El ciclista Egan Bernal escribió en Twitter que votará por Federico Gutiérrez y le pasó lo mismo que a otros deportistas y cantantes que comentan públicamente sus preferencias políticas: los afines se alegran mientras voces contrarias los invitan a no hablar de lo que no saben, o les dicen “no se meta en lo que no le importa”, como si la política no fuera un asunto de todos.
“No polarice” es el nuevo “calladita te ves más bonita”. Aunque la política se refiere al gobierno y la organización social que integramos todos los ciudadanos, abundan “demócratas” que prefieren la libertad de expresión con condiciones, restricciones y letra menuda. Hay gente que ve la expresión pública como un derecho limitado a los que piensan parecido, mientras que a los que se pronuncian desde el disenso les advierten que el voto es secreto y hacerlo público es provocación.
Durante décadas la filiación política fue una tradición heredada de padres a hijos y las diferencias políticas se tramitaban en sigilo o con balas. Los pueblos se identificaban como conservadores o liberales y las simpatías políticas se revelaban con los periódicos: si alguien compraba El Nuevo Siglo o La Patria se rotulaba como conservador, y si prefería El Espectador se consideraba liberal, en una división que se parece al simplismo con el que se sigue etiquetando hoy.

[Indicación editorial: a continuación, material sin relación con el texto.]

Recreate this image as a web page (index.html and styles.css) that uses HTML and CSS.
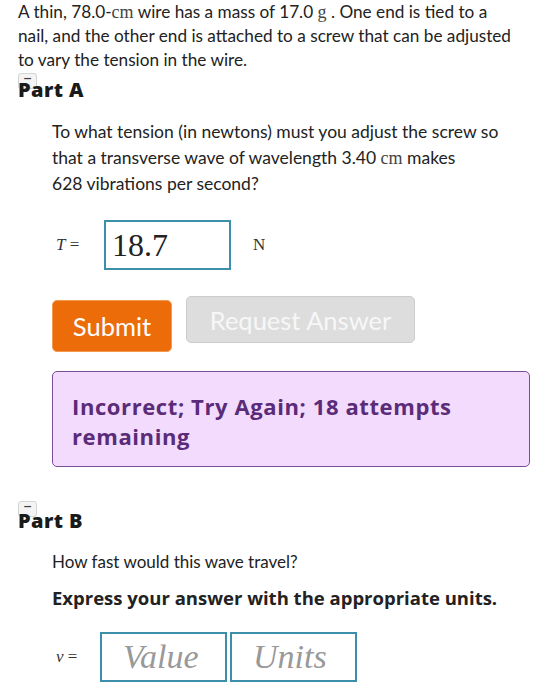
FILE: index.html
```html
<!DOCTYPE html>
<html>
<head>
<meta charset="utf-8">
<link rel="stylesheet" href="styles.css">
</head>
<body>
<div class="page">
  <p class="intro">A thin, 78.0-<span class="unit">cm</span> wire has a mass of 17.0 <span class="unit">g</span> . One end is tied to a nail, and the other end is attached to a screw that can be adjusted to vary the tension in the wire.</p>

  <section class="part part-a">
    <div class="part-head">
      <span class="toggle">&minus;</span>
      <h2 class="part-title">Part A</h2>
    </div>
    <div class="part-body">
      <p class="question">To what tension (in newtons) must you adjust the screw so that a transverse wave of wavelength 3.40 <span class="unit">cm</span> makes<br>628 vibrations per second?</p>
      <div class="answer-row">
        <span class="var"><i>T</i> =</span>
        <span class="field field-t">18.7</span>
        <span class="unit-n">N</span>
      </div>
      <div class="buttons">
        <button class="btn btn-submit">Submit</button>
        <button class="btn btn-request">Request Answer</button>
      </div>
      <div class="feedback">Incorrect; Try Again; 18 attempts remaining</div>
    </div>
  </section>

  <section class="part part-b">
    <div class="part-head">
      <span class="toggle">&minus;</span>
      <h2 class="part-title">Part B</h2>
    </div>
    <div class="part-body">
      <p class="question-b">How fast would this wave travel?</p>
      <p class="instruction">Express your answer with the appropriate units.</p>
      <div class="answer-row answer-row-b">
        <span class="var var-v"><i>v</i> =</span>
        <span class="field field-v placeholder">Value</span>
        <span class="field field-u placeholder">Units</span>
      </div>
    </div>
  </section>
</div>
</body>
</html>
```

FILE: styles.css
```css
html, body {
  margin: 0;
  padding: 0;
  background: #ffffff;
}

body {
  font-family: "Lato", "Open Sans", sans-serif;
  color: #222222;
}

.page {
  padding: 0 0 0 18px;
}

.intro {
  margin: 0;
  font-size: 17.2px;
  line-height: 24px;
  width: 496px;
}

.unit {
  font-family: "Liberation Serif", "DejaVu Serif", serif;
  font-size: 18px;
  color: #444;
}

.part-head {
  position: relative;
  height: 28px;
}

.part-a .part-head {
  margin-top: 1px;
}

.toggle {
  position: absolute;
  left: 0;
  top: 0;
  width: 17px;
  height: 14px;
  border: 1px solid #d4d4d4;
  border-radius: 3px;
  background: #f4f4f4;
  font-family: "DejaVu Sans", sans-serif;
  font-size: 11px;
  line-height: 9px;
  text-align: center;
  color: #444;
  font-weight: bold;
}

.part-title {
  position: relative;
  margin: 0;
  padding-top: 6px;
  font-family: "Open Sans", "Lato", sans-serif;
  font-size: 20px;
  line-height: 22px;
  font-weight: 800;
  letter-spacing: 0.4px;
  color: #1a1a1a;
}

.part-b .part-title {
  padding-top: 9px;
}

.part-body {
  padding-left: 34px;
}

.question {
  margin: 18px 0 0 0;
  font-size: 17.5px;
  line-height: 26px;
  width: 460px;
}

.answer-row {
  display: flex;
  align-items: center;
  margin-top: 23px;
}

.var {
  font-family: "Liberation Serif", "DejaVu Serif", serif;
  font-size: 17px;
  width: 52px;
  padding-left: 4px;
  box-sizing: border-box;
  color: #333;
}

.var-v {
  width: 48px;
}

.var i {
  font-style: italic;
}

.field {
  box-sizing: border-box;
  border: 2px solid #3d8eaa;
  height: 50px;
  font-family: "Liberation Serif", "DejaVu Serif", serif;
  display: flex;
  align-items: center;
}

.field-t {
  width: 127px;
  font-size: 32px;
  padding-left: 6px;
  color: #222;
}

.unit-n {
  font-family: "Liberation Serif", "DejaVu Serif", serif;
  font-size: 17px;
  margin-left: 22px;
  color: #333;
}

.buttons {
  display: flex;
  align-items: flex-start;
  gap: 14px;
  margin-top: 26px;
}

.btn {
  font-family: "Lato", "Open Sans", sans-serif;
  border-radius: 5px;
  font-size: 25.5px;
  cursor: pointer;
  padding: 0;
}

.btn-submit {
  margin-top: 4px;
  width: 120px;
  height: 52px;
  background: #ec6c0a;
  border: 1px solid #f29a50;
  color: #ffffff;
}

.btn-request {
  width: 229px;
  height: 47px;
  background: #dddddd;
  border: 1px solid #cccccc;
  color: #f7f7f7;
}

.feedback {
  margin-top: 19px;
  width: 478px;
  box-sizing: border-box;
  height: 96px;
  padding: 19px 20px 0 19px;
  background: #f2dbfc;
  border: 1.5px solid #7d4c92;
  border-radius: 5px;
  color: #5a2b78;
  font-family: "Open Sans", "Lato", sans-serif;
  font-weight: 700;
  font-size: 22px;
  letter-spacing: 0.6px;
  line-height: 30px;
}

.part-b .part-head {
  margin-top: 34px;
}

.question-b {
  margin: 20px 0 0 0;
  font-size: 17px;
  line-height: 26px;
}

.instruction {
  margin: 10px 0 0 0;
  font-family: "Open Sans", "Lato", sans-serif;
  font-size: 18.5px;
  line-height: 26px;
  font-weight: 700;
}

.answer-row-b {
  margin-top: 21px;
}

.field-v,
.field-u {
  width: 127px;
  font-size: 34px;
  font-style: italic;
  color: #999;
  padding-left: 21px;
}

.field-u {
  margin-left: 3px;
}
```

Las mujeres votaron desde 1957, pero hacerlo por un candidato distinto al del padre o el esposo ha sido un proceso tan lento como el de lograr que los trabajadores apoyen candidatos distintos a los de sus jefes. Más difícil aún ha sido que puedan expresar esa divergencia sin que eso amenace su estabilidad laboral. En 1988, con la elección popular de alcaldes, la discusión política tomó otro alcance porque el abanico se diversificó con matices distintos al rojo y el azul. El país más deliberante que llegó con la Constitución de 1991 se encontró desde 2002 con el uribismo en el poder, y la charla política se suprimió de la mesa del comedor y el WhatsApp familiar para evitar tensiones. Así llegamos a hasta hoy, cuando argumentar y escuchar son gestos que se reservan para los que reafirman nuestras creencias; para quienes las cuestionan se prefiere el sarcasmo, el insulto o el silencio. La discusión política se redujo a sectarias barras bravas de derecha e izquierda que aplauden o abuchean. Al ejercicio de rebatir con argumentos se le llama hoy “polarizar”.
Hace años un columnista anunció que depuró su lista de amigos en Facebook y eliminó a todos los uribistas. Lo leí como una línea roja: una cosa es eliminar a quienes replican mensajes falsos, de odio o son invasivos, abusivos o acosadores, y otra es cancelar al que piensa distinto, por el mero hecho de opinar. Las redes son una burbuja que distorsiona la vida real y esas purgas aumentan aún más la distancia entre lo que ocurre en el micromundo digital y lo que pasa en la calle. Deberíamos haberlo aprendido después de la decepción por la Ola Verde de 2010 y la plebitusa de 2016.
Algo parecido pasa con los columnistas. Hay gente que, a manera de piropo, me dice “Yo sólo la leo a usted y a fulano porque son los únicos con los que me identifico”. Lo agradezco, pero es justo lo contrario a lo que yo hago: busco adrede columnistas con mentalidad más conservadora que la mía, desde Thierry Ways, Fernando Savater y Mario Vargas Llosa, hasta varios señores que publican en estas mismas páginas, precisamente para entender sus argumentos y cuestionarme, porque son las dudas las que me alimentan la curiosidad. Si de mí dependiera eliminaría muchas columnas, pero ninguna por razones ideológicas: todas por motivos estéticos.
Egan Bernal, como cualquier ciudadano, no solo tiene derecho a votar por quien quiera sino además a manifestar públicamente su apoyo. Ahora bien, quienes leímos lo que escribió y pensamos distinto también tenemos derecho a preguntarnos, sin rabia y sin miedo, cómo es que concluyó que “Fico tiene la virtud de unir”, cuando si algo ha demostrado el uribismo en dos décadas de excluyente ejercicio del poder es precisamente su violenta capacidad de división.